Continuous Decimeter-Level Positioning in Urban Environments Using Multi-Frequency GPS/BDS/Galileo PPP/INS Tightly Coupled Integration

Abstract

Time- and precision-critical applications, such as autonomous driving, have extremely rigorous standards for continuous high-precision positioning. The importance of precise point positioning (PPP) technology for self-navigation equipment is self-evident by delivering decimeter-/centimeter-level absolute position accuracy in a global coordinate framework. Nevertheless, the prolonged initialization period renders PPP almost too difficult to be widely used for time-critical applications in real transportation scenarios, for example, in city canyons and overpasses. We proposed a method to accomplish continuous decimeter-level positioning by leveraging triple-frequency GNSS observations with an Inertial Navigation System (INS) aiding in urban environments. In the proposed method, the inertial measurements and the original tri-frequency pseudorange and carrier phase measurements are tightly fused in an extended Kalman filter to obtain the optimal state estimate.
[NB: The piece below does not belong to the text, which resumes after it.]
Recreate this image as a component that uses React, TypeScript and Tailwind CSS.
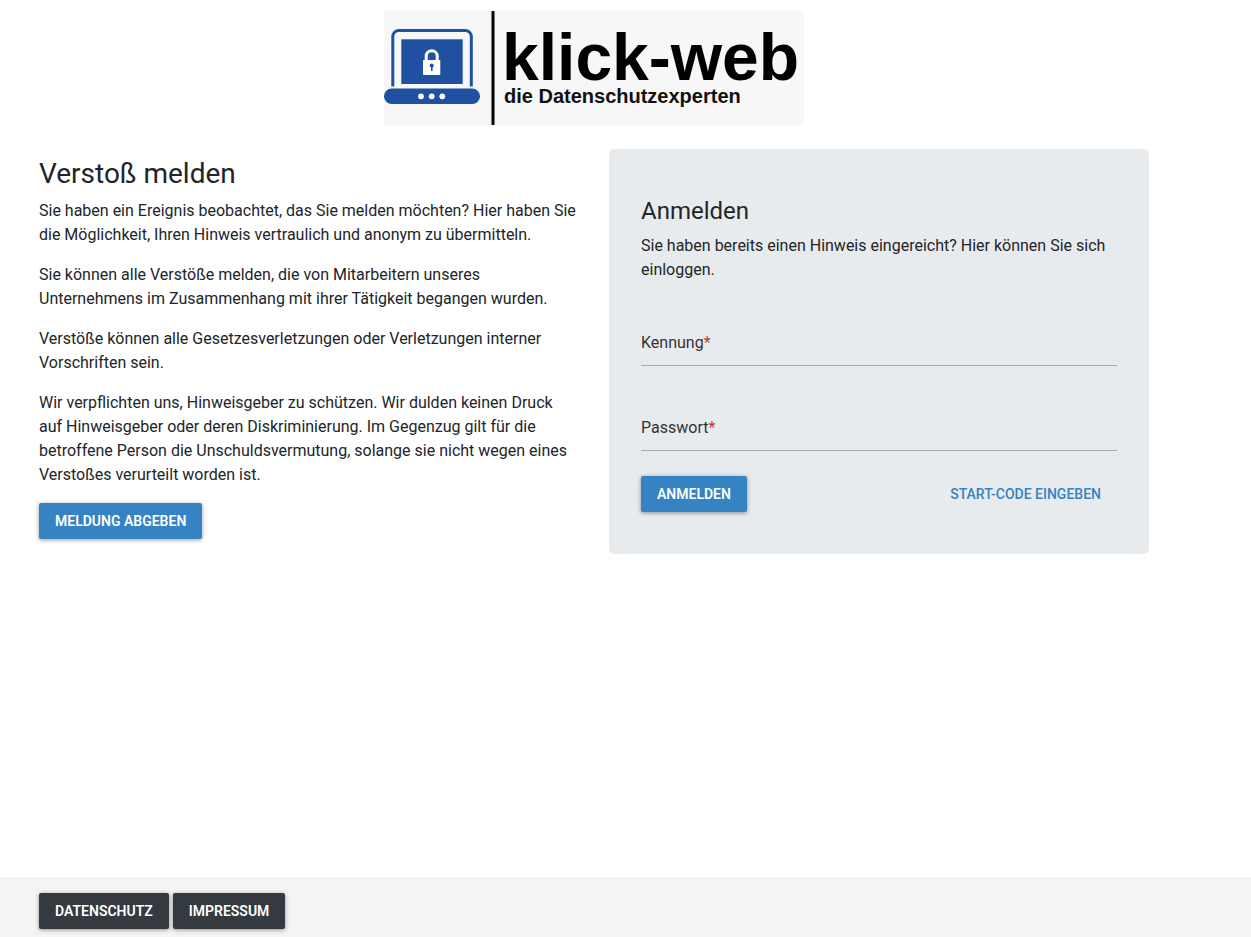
import type { ButtonHTMLAttributes } from "react";
import clsx from "clsx";

const paragraphs = [
  "Sie haben ein Ereignis beobachtet, das Sie melden möchten? Hier haben Sie die Möglichkeit, Ihren Hinweis vertraulich und anonym zu übermitteln.",
  "Sie können alle Verstöße melden, die von Mitarbeitern unseres Unternehmens im Zusammenhang mit ihrer Tätigkeit begangen wurden.",
  "Verstöße können alle Gesetzesverletzungen oder Verletzungen interner Vorschriften sein.",
  "Wir verpflichten uns, Hinweisgeber zu schützen. Wir dulden keinen Druck auf Hinweisgeber oder deren Diskriminierung. Im Gegenzug gilt für die betroffene Person die Unschuldsvermutung, solange sie nicht wegen eines Verstoßes verurteilt worden ist.",
];

const variants = {
  primary: "bg-[#3683c4] font-semibold text-white shadow-[0_1px_4px_rgba(0,0,0,0.4)]",
  dark: "bg-[#343a40] font-semibold text-white shadow-[0_1px_4px_rgba(0,0,0,0.4)]",
  link: "font-medium text-[#3683c4]",
};

interface ButtonProps extends ButtonHTMLAttributes<HTMLButtonElement> {
  variant?: keyof typeof variants;
}

function Button({ variant = "primary", ...props }: ButtonProps) {
  return (
    <button
      type="button"
      className={clsx("h-9 cursor-pointer rounded-xs px-4 text-sm uppercase", variants[variant])}
      {...props}
    />
  );
}

function Field({ id, label, type = "text" }: { id: string; label: string; type?: string }) {
  return (
    <div className="flex h-[37px] items-start border-b border-[#a3a9ad]">
      <label htmlFor={id} className="leading-7 text-[#333]">
        {label}
        <span className="text-[#c0392b]">*</span>
      </label>
      <input
        id={id}
        name={id}
        type={type}
        required
        className="ml-2 h-7 min-w-0 flex-1 bg-transparent outline-none"
      />
    </div>
  );
}

function Logo() {
  return (
    <svg
      viewBox="0 0 420 114"
      className="w-[420px] max-w-full bg-[#f7f7f7] font-['Liberation_Sans',Arial,sans-serif] font-bold"
      role="img"
      aria-label="klick-web die Datenschutzexperten"
    >
      <path
        d="M8.800 75.500V25.500a6 6 0 0 1 6-6H81.300a6 6 0 0 1 6 6V75.500"
        fill="none"
        stroke="#1f51a0"
        strokeWidth="3"
      />
      <rect x="17.300" y="28.300" width="61.400" height="44.700" fill="#1f51a0" />
      <rect x="0" y="77.500" width="96" height="15.500" rx="7.750" fill="#1f51a0" />
      <circle cx="37" cy="85.300" r="2.900" fill="#fff" />
      <circle cx="47.700" cy="85.300" r="2.900" fill="#fff" />
      <circle cx="58.300" cy="85.300" r="2.900" fill="#fff" />
      <path
        d="M42.200 50V45.200a5.500 5.500 0 0 1 11 0V50"
        fill="none"
        stroke="#fff"
        strokeWidth="3"
      />
      <rect x="39" y="49" width="17.300" height="15" rx="0.800" fill="#fff" />
      <circle cx="47.700" cy="54.500" r="2" fill="#1f51a0" />
      <rect x="47" y="55" width="1.600" height="5" fill="#1f51a0" />
      <rect x="107.500" y="0" width="3" height="114" fill="#000" />
      <text x="118" y="69" fontSize="66" fill="#000">
        klick-web
      </text>
      <text x="120" y="92" fontSize="20" fill="#111">
        die Datenschutzexperten
      </text>
    </svg>
  );
}

export default function App() {
  return (
    <div className="flex min-h-screen flex-col bg-white font-[Roboto,sans-serif] text-base leading-6 text-[#212529]">
      <div className="ml-6 max-w-[1140px] px-[15px] pb-8">
        <header className="flex justify-center pt-[11px]">
          <Logo />
        </header>

        <main className="mt-6 grid items-start gap-[30px] md:grid-cols-2">
          <section className="pt-2">
            <h1 className="mb-2 text-[28px] leading-[34px]">Verstoß melden</h1>
            {paragraphs.map((text) => (
              <p key={text} className="mb-4">
                {text}
              </p>
            ))}
            <Button>Meldung abgeben</Button>
          </section>

          <form
            className="rounded-[5px] bg-[#e8ebee] px-8 pt-12 pb-[42px]"
            onSubmit={(event) => event.preventDefault()}
          >
            <h2 className="mb-2 text-2xl leading-[29px]">Anmelden</h2>
            <p>Sie haben bereits einen Hinweis eingereicht? Hier können Sie sich einloggen.</p>
            <div className="mt-[47px] flex flex-col gap-12">
              <Field id="kennung" label="Kennung" />
              <Field id="passwort" label="Passwort" type="password" />
            </div>
            <div className="mt-[25px] flex items-center justify-between">
              <Button type="submit">Anmelden</Button>
              <Button variant="link">Start-Code eingeben</Button>
            </div>
          </form>
        </main>
      </div>

      <footer className="mt-auto flex gap-1 bg-[#f4f4f4] px-[39px] pt-4 pb-2">
        <Button variant="dark">Datenschutz</Button>
        <Button variant="dark">Impressum</Button>
      </footer>
    </div>
  );
}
Afterwards, with precise extra-wide-lane (EWL) and wide-lane (WL) Uncalibrated Phase Delay (UPD) products, the EWL and WL ambiguities can be resolved sequentially to implement instantaneous decimeter-level positioning. Exploiting the short-term high-precision characteristic of the INS, the continuity of the PPP solution can be ameliorated noticeably, and the ability of decimeter-level positioning can be maintained effortlessly throughout the navigation process. With land vehicle data collected, several experiments are undertaken to comprehensively assess the capability of the proposed system in urban scenarios, taking the solution obtained by a commercial post-processing software as the reference. The single-epoch decimeter-level position estimation can be captured instantaneously for WL ambiguity-fixed PPP solutions. Furthermore, for WL ambiguity-fixed PPP/INS-integrated solutions, the position estimation is better than 0.2 m for horizontal components and improved by 40–90% compared with that of the WL ambiguity-fixed PPP solutions. More importantly, the availability rate of positioning accuracy is better than 0.3 m in the horizontal direction and 0.5 m in the up direction reaching 93.91%, whereas it is only 53.78% for WL ambiguity-fixed PPP solutions. Overall, the WL ambiguity-fixed PPP/INS-integrated solutions have the favorable performance to maintain continuous decimeter-level positioning for self-navigation equipment, even if full GNSS outages are encountered.